• **Collected material**
====
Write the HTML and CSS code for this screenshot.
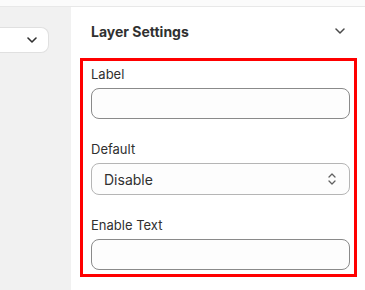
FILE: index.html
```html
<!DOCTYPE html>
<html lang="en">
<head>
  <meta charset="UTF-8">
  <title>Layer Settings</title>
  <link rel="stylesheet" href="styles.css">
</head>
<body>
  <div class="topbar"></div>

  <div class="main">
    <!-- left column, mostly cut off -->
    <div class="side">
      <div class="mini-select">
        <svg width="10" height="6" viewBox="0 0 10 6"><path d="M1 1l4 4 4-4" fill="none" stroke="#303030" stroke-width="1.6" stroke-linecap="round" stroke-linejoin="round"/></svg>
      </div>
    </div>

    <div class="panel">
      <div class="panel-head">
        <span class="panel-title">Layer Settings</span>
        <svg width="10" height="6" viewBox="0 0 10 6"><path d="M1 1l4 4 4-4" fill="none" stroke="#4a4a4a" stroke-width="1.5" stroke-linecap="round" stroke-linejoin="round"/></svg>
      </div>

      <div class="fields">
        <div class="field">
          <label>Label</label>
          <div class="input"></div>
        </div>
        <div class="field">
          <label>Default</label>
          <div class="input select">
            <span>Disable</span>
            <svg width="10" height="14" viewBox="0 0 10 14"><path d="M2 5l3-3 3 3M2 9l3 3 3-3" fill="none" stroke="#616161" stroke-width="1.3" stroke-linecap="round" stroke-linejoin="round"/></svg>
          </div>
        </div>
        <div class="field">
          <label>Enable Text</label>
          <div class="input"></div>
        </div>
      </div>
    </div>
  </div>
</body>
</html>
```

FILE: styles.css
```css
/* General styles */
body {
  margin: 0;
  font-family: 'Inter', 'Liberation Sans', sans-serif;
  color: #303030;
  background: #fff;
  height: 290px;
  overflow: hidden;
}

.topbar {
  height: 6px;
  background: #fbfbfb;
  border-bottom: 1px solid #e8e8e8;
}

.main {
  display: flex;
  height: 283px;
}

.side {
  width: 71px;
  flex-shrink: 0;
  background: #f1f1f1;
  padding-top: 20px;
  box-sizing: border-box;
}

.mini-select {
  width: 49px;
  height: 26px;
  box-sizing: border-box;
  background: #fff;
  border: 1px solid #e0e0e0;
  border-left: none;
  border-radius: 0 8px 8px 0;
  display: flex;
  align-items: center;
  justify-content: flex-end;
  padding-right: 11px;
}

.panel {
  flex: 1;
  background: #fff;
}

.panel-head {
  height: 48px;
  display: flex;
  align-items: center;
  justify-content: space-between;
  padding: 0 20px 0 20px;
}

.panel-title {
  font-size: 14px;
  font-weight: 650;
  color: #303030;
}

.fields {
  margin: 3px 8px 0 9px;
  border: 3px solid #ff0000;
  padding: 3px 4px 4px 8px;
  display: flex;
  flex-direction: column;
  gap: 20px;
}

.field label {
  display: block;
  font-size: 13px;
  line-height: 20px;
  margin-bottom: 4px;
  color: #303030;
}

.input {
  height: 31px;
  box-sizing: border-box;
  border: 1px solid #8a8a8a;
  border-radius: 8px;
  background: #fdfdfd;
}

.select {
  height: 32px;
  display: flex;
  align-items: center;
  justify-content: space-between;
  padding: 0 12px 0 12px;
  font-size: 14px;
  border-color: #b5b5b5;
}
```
====
Restate the whole listing above exactly, please, omitting every image.

Write the HTML and CSS code for this screenshot.
FILE: index.html
```html
<!DOCTYPE html>
<html lang="en">
<head>
  <meta charset="UTF-8">
  <title>Layer Settings</title>
  <link rel="stylesheet" href="styles.css">
</head>
<body>
  <div class="topbar"></div>

  <div class="main">
    <!-- left column, mostly cut off -->
    <div class="side">
      <div class="mini-select">
        <svg width="10" height="6" viewBox="0 0 10 6"><path d="M1 1l4 4 4-4" fill="none" stroke="#303030" stroke-width="1.6" stroke-linecap="round" stroke-linejoin="round"/></svg>
      </div>
    </div>

    <div class="panel">
      <div class="panel-head">
        <span class="panel-title">Layer Settings</span>
        <svg width="10" height="6" viewBox="0 0 10 6"><path d="M1 1l4 4 4-4" fill="none" stroke="#4a4a4a" stroke-width="1.5" stroke-linecap="round" stroke-linejoin="round"/></svg>
      </div>

      <div class="fields">
        <div class="field">
          <label>Label</label>
          <div class="input"></div>
        </div>
        <div class="field">
          <label>Default</label>
          <div class="input select">
            <span>Disable</span>
            <svg width="10" height="14" viewBox="0 0 10 14"><path d="M2 5l3-3 3 3M2 9l3 3 3-3" fill="none" stroke="#616161" stroke-width="1.3" stroke-linecap="round" stroke-linejoin="round"/></svg>
          </div>
        </div>
        <div class="field">
          <label>Enable Text</label>
          <div class="input"></div>
        </div>
      </div>
    </div>
  </div>
</body>
</html>
```

FILE: styles.css
```css
/* General styles */
body {
  margin: 0;
  font-family: 'Inter', 'Liberation Sans', sans-serif;
  color: #303030;
  background: #fff;
  height: 290px;
  overflow: hidden;
}

.topbar {
  height: 6px;
  background: #fbfbfb;
  border-bottom: 1px solid #e8e8e8;
}

.main {
  display: flex;
  height: 283px;
}

.side {
  width: 71px;
  flex-shrink: 0;
  background: #f1f1f1;
  padding-top: 20px;
  box-sizing: border-box;
}

.mini-select {
  width: 49px;
  height: 26px;
  box-sizing: border-box;
  background: #fff;
  border: 1px solid #e0e0e0;
  border-left: none;
  border-radius: 0 8px 8px 0;
  display: flex;
  align-items: center;
  justify-content: flex-end;
  padding-right: 11px;
}

.panel {
  flex: 1;
  background: #fff;
}

.panel-head {
  height: 48px;
  display: flex;
  align-items: center;
  justify-content: space-between;
  padding: 0 20px 0 20px;
}

.panel-title {
  font-size: 14px;
  font-weight: 650;
  color: #303030;
}

.fields {
  margin: 3px 8px 0 9px;
  border: 3px solid #ff0000;
  padding: 3px 4px 4px 8px;
  display: flex;
  flex-direction: column;
  gap: 20px;
}

.field label {
  display: block;
  font-size: 13px;
  line-height: 20px;
  margin-bottom: 4px;
  color: #303030;
}

.input {
  height: 31px;
  box-sizing: border-box;
  border: 1px solid #8a8a8a;
  border-radius: 8px;
  background: #fdfdfd;
}

.select {
  height: 32px;
  display: flex;
  align-items: center;
  justify-content: space-between;
  padding: 0 12px 0 12px;
  font-size: 14px;
  border-color: #b5b5b5;
}
```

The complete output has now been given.